If other parts were to break due to any of the above listed failures, their severity would depend mostly on the price of the component, as well as the availability. For example, if a wire were to break, we had plenty of extra wire and connectors at our disposal to easily recreate what we needed. However, if one of the more expensive components that need to be shipped were to break, this could have been catastrophic. Our team's budget ran out quickly, so we would have had to get a replacement out of pocket, and also wait for the part. Many companies are backed up or out of stock, so it was a possibility that we would not even have been able to obtain the new part in time.
Finally, if our software were to fail during testing, as long as it did not cause damage to any physical parts, this would be another easy obstacle to overcome since we have so many talented computer scientists at the ready to fix and adjust their code.
10. Significant Accomplishments and Open Issues
Given our extremely limited time frame on the final iteration of our design, we are very proud of how much we’ve accomplished out of our initial design goals. Our final iteration is under our weight and energy budget. It’s strong, simple and robust; capable of surviving all of the forces we anticipate with a reasonable factor of safety. The design is also cheap, easy to repair, and quite accessible as most parts are either able to be 3D printed or easy to find in most hardware shops.

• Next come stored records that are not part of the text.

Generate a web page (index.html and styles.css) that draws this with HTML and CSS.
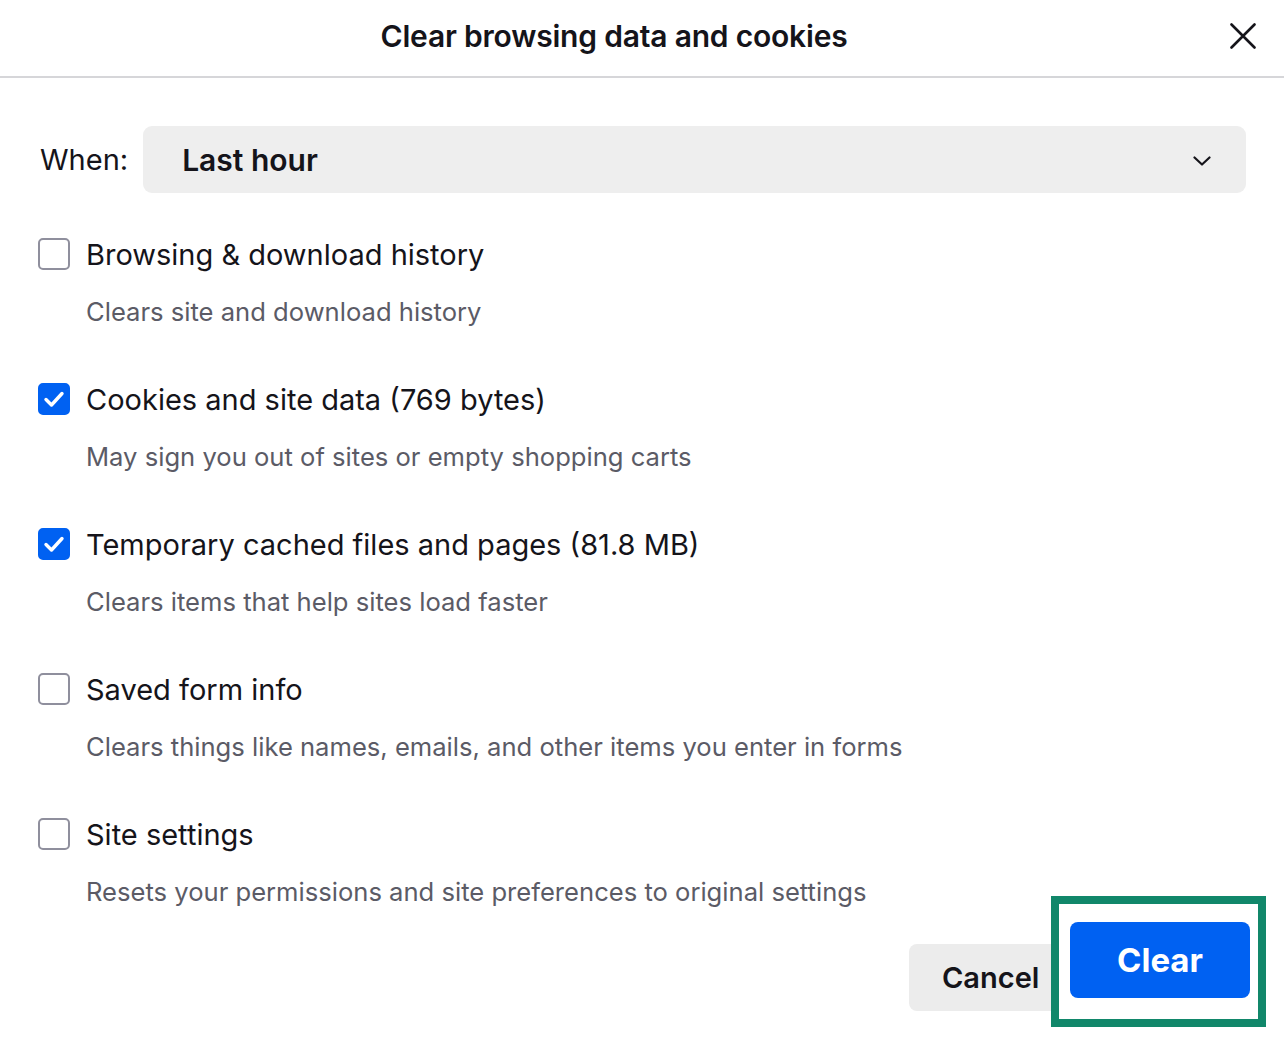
FILE: index.html
```html
<!DOCTYPE html>
<html lang="en">
<head>
<meta charset="utf-8">
<title>Clear browsing data and cookies</title>
<link rel="stylesheet" href="styles.css">
</head>
<body>
<div class="dialog">
  <header class="header">
    <h1 class="title">Clear browsing data and cookies</h1>
    <button class="close" aria-label="Close">
      <svg width="26" height="26" viewBox="0 0 26 26"><path d="M1.5 1.5 L24.5 24.5 M24.5 1.5 L1.5 24.5" stroke="#15141a" stroke-width="2.6" stroke-linecap="round" fill="none"/></svg>
    </button>
  </header>
  <main class="content">
    <div class="when">
      <span class="when-label">When:</span>
      <div class="select">
        <span class="select-value">Last hour</span>
        <svg class="chev" width="18" height="10" viewBox="0 0 18 10"><path d="M1.5 1.5 L9 8.5 L16.5 1.5" stroke="#15141a" stroke-width="2.2" stroke-linecap="round" stroke-linejoin="round" fill="none"/></svg>
      </div>
    </div>
    <div class="options">
      <div class="option">
        <div class="option-row"><span class="box"></span><span class="label">Browsing &amp; download history</span></div>
        <div class="desc">Clears site and download history</div>
      </div>
      <div class="option">
        <div class="option-row"><span class="box checked"><svg width="22" height="18" viewBox="0 0 22 18"><path d="M3 9.5 L8.5 15 L19 3.5" stroke="#fff" stroke-width="3.4" stroke-linecap="round" stroke-linejoin="round" fill="none"/></svg></span><span class="label">Cookies and site data (769 bytes)</span></div>
        <div class="desc">May sign you out of sites or empty shopping carts</div>
      </div>
      <div class="option">
        <div class="option-row"><span class="box checked"><svg width="22" height="18" viewBox="0 0 22 18"><path d="M3 9.5 L8.5 15 L19 3.5" stroke="#fff" stroke-width="3.4" stroke-linecap="round" stroke-linejoin="round" fill="none"/></svg></span><span class="label">Temporary cached files and pages (81.8 MB)</span></div>
        <div class="desc">Clears items that help sites load faster</div>
      </div>
      <div class="option">
        <div class="option-row"><span class="box"></span><span class="label">Saved form info</span></div>
        <div class="desc">Clears things like names, emails, and other items you enter in forms</div>
      </div>
      <div class="option">
        <div class="option-row"><span class="box"></span><span class="label">Site settings</span></div>
        <div class="desc">Resets your permissions and site preferences to original settings</div>
      </div>
    </div>
    <footer class="footer">
      <button class="btn cancel">Cancel</button>
    </footer>
  </main>
  <div class="highlight">
    <button class="btn clear">Clear</button>
  </div>
</div>
</body>
</html>
```
FILE: styles.css
```css
* { box-sizing: border-box; }
html, body { margin: 0; padding: 0; background: #fff; }
body {
  font-family: Inter, "Noto Sans", "Liberation Sans", sans-serif;
  color: #15141a;
  width: 1284px;
  height: 1048px;
  overflow: hidden;
}
.dialog { position: relative; width: 1284px; height: 1048px; }
.header {
  height: 78px;
  border-bottom: 2px solid #d6d6d9;
  display: flex;
  align-items: center;
  justify-content: center;
  position: relative;
}
.title {
  margin: 0 56px 0 0;
  font-size: 30px;
  font-weight: 600;
  letter-spacing: -0.2px;
  padding-bottom: 4px;
}
.close {
  position: absolute;
  right: 28px;
  top: 23px;
  width: 26px;
  height: 26px;
  padding: 0;
  border: 0;
  background: none;
  display: block;
}
.close svg { display: block; }
.content { padding: 48px 38px 0 38px; }
.when { display: flex; align-items: center; gap: 15px; }
.when-label { font-size: 29px; padding-left: 2px; }
.select {
  width: 1103px;
  height: 67px;
  background: #eeeeee;
  border-radius: 9px;
  display: flex;
  align-items: center;
  justify-content: space-between;
  padding: 0 35px 0 39px;
}
.select-value { font-size: 30px; font-weight: 600; }
.chev { display: block; margin-top: 2px; }
.options { padding-top: 44px; }
.option { height: 145px; }
.option-row { display: flex; align-items: center; gap: 16px; height: 36px; }
.box {
  width: 32px;
  height: 32px;
  border: 2px solid #8f8f9d;
  border-radius: 5px;
  flex: none;
  display: flex;
  align-items: center;
  justify-content: center;
  margin-top: -3px;
}
.box.checked { background: #0061f2; border-color: #0061f2; }
.box svg { display: block; }
.label { font-size: 29px; line-height: 36px; }
.desc {
  font-size: 25.6px;
  color: #5b5b66;
  padding-left: 48px;
  margin-top: 23px;
  line-height: 32px;
}
.footer {
  display: flex;
  justify-content: flex-start;
  padding-left: 871px;
  margin-top: -18px;
}
.btn {
  font-family: Inter, "Noto Sans", "Liberation Sans", sans-serif;
  border: 0;
  border-radius: 8px;
  font-weight: 600;
}
.cancel {
  width: 160px;
  height: 67px;
  background: #ececec;
  color: #15141a;
  font-size: 29px;
  text-align: left;
  padding-left: 33px;
}
.highlight {
  position: absolute;
  left: 1051px;
  top: 896px;
  width: 215px;
  height: 131px;
  border: 8px solid #11876a;
  background: #fff;
  padding: 18px 8px 0 11px;
}
.clear {
  width: 180px;
  height: 76px;
  background: #0061f2;
  color: #fff;
  font-size: 33px;
  font-weight: 700;
  display: block;
}
```
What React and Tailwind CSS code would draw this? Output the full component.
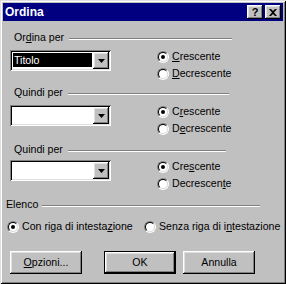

Though we’ve had quite a few successes there were still requirements that we were not able to meet. Our current design has trouble fitting in the canister designed by the rocket team without elastically deforming the canister itself. Video transmission ended up being over long-range wifi which we found much less responsive and failure prone compared to transmission over radio bands. Also even with the processing power of our OAK-D, Raspberry Pi 4, and arduino we still ran into trouble with thermal throttling and our ROS2 object avoidance code would often freeze and crash during integration tests.
10.1 Unperformed Planned Tests
We conducted most of the tests that we planned throughout the semester but the ones we weren’t able to accomplish were quite significant. We were unable to perform large-scale drop tests with our design inside the canister with the parachute and shock cable and we were also unable to attend the mock launch that we were offered close to the end of the project during our last revision due to canister issues. We believe that, should we have had more time, these tests would have helped us bring to light many issues with our design that can’t be easily simulated. What would our rover do in the case that the payload canister or parachute gets snagged on a power line. Will the vibrations of the rocket shake loose an electrical connection that we overlooked? There is really no way of knowing these factors without large-scale hands-on tests. We’re first timers when it comes to designing a rover or even a project of this magnitude so we’re sure that even with our research there is still a lot for us to learn about the forces and elements that our rover would experience during each event between launch and arrival.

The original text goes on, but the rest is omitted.